--- Task details ---
Can you pull out each line of the data below that includes the word "index"?

--- Given information ---
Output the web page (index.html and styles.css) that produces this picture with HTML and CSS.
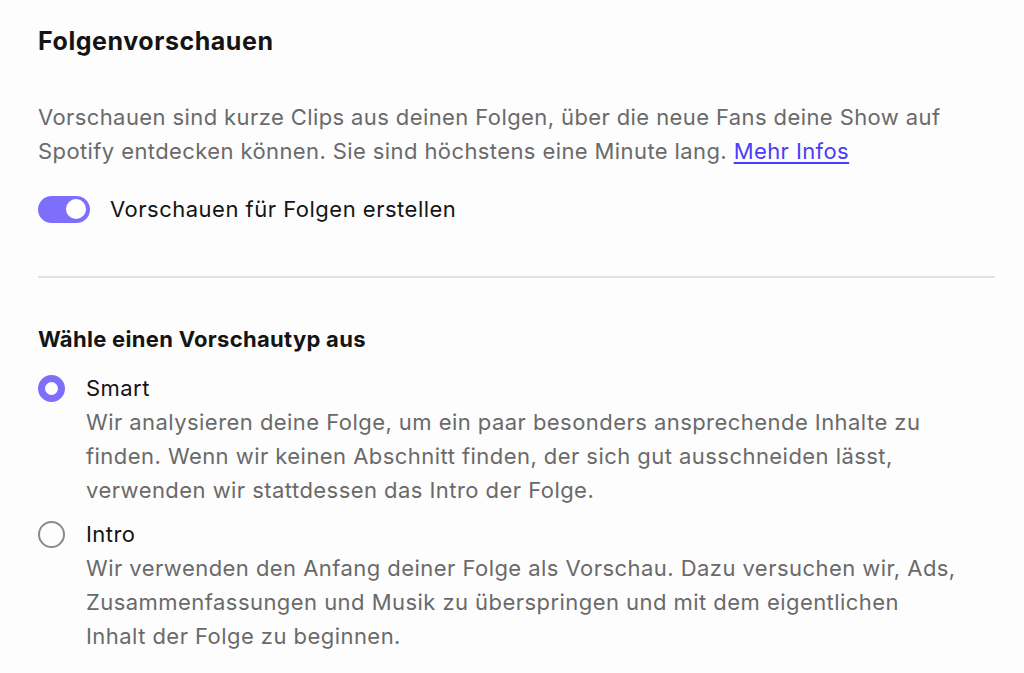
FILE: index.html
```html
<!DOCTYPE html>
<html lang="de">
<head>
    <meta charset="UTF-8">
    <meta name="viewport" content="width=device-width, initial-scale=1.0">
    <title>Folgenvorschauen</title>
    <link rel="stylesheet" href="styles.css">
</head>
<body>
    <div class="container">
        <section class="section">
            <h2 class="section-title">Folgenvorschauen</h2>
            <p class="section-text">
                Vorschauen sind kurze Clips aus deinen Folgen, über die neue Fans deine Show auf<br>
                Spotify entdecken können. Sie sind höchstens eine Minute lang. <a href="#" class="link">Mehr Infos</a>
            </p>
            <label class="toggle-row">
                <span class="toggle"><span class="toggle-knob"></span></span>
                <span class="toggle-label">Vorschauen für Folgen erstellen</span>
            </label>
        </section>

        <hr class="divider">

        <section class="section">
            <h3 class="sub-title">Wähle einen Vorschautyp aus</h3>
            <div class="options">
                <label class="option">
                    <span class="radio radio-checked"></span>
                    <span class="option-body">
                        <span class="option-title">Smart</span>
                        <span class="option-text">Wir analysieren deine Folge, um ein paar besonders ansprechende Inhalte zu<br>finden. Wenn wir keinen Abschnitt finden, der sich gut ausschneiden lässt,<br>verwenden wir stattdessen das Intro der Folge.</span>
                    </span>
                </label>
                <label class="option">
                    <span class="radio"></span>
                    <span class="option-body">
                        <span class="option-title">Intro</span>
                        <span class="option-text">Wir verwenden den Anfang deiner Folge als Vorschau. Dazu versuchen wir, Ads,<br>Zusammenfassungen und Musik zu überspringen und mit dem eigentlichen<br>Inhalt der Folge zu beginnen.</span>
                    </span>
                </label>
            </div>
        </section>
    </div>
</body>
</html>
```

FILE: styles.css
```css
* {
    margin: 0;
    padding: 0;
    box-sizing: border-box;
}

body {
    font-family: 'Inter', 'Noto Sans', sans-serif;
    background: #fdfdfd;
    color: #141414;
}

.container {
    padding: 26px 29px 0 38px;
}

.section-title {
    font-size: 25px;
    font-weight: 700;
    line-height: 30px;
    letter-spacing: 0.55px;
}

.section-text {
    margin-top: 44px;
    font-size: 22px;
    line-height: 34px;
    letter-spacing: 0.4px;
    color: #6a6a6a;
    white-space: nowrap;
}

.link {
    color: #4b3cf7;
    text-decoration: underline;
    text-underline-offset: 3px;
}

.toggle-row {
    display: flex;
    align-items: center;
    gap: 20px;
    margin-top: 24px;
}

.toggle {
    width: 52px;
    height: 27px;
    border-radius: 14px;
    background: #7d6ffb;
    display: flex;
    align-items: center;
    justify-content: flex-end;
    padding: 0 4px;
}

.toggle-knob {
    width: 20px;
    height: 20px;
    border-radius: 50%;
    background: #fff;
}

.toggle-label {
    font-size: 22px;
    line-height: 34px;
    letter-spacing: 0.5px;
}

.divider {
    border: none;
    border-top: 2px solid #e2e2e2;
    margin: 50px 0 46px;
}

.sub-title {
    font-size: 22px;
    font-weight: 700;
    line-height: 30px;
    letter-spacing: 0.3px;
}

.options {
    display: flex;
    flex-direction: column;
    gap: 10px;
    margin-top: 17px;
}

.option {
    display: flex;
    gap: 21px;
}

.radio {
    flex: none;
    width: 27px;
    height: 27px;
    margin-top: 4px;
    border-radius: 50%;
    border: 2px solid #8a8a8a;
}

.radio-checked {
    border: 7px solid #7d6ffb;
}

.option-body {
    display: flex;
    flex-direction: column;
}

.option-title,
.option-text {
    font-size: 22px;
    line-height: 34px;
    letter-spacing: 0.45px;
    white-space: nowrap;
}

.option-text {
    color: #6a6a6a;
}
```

--- Written response ---
Output the web page (index.html and styles.css) that produces this picture with HTML and CSS.
FILE: index.html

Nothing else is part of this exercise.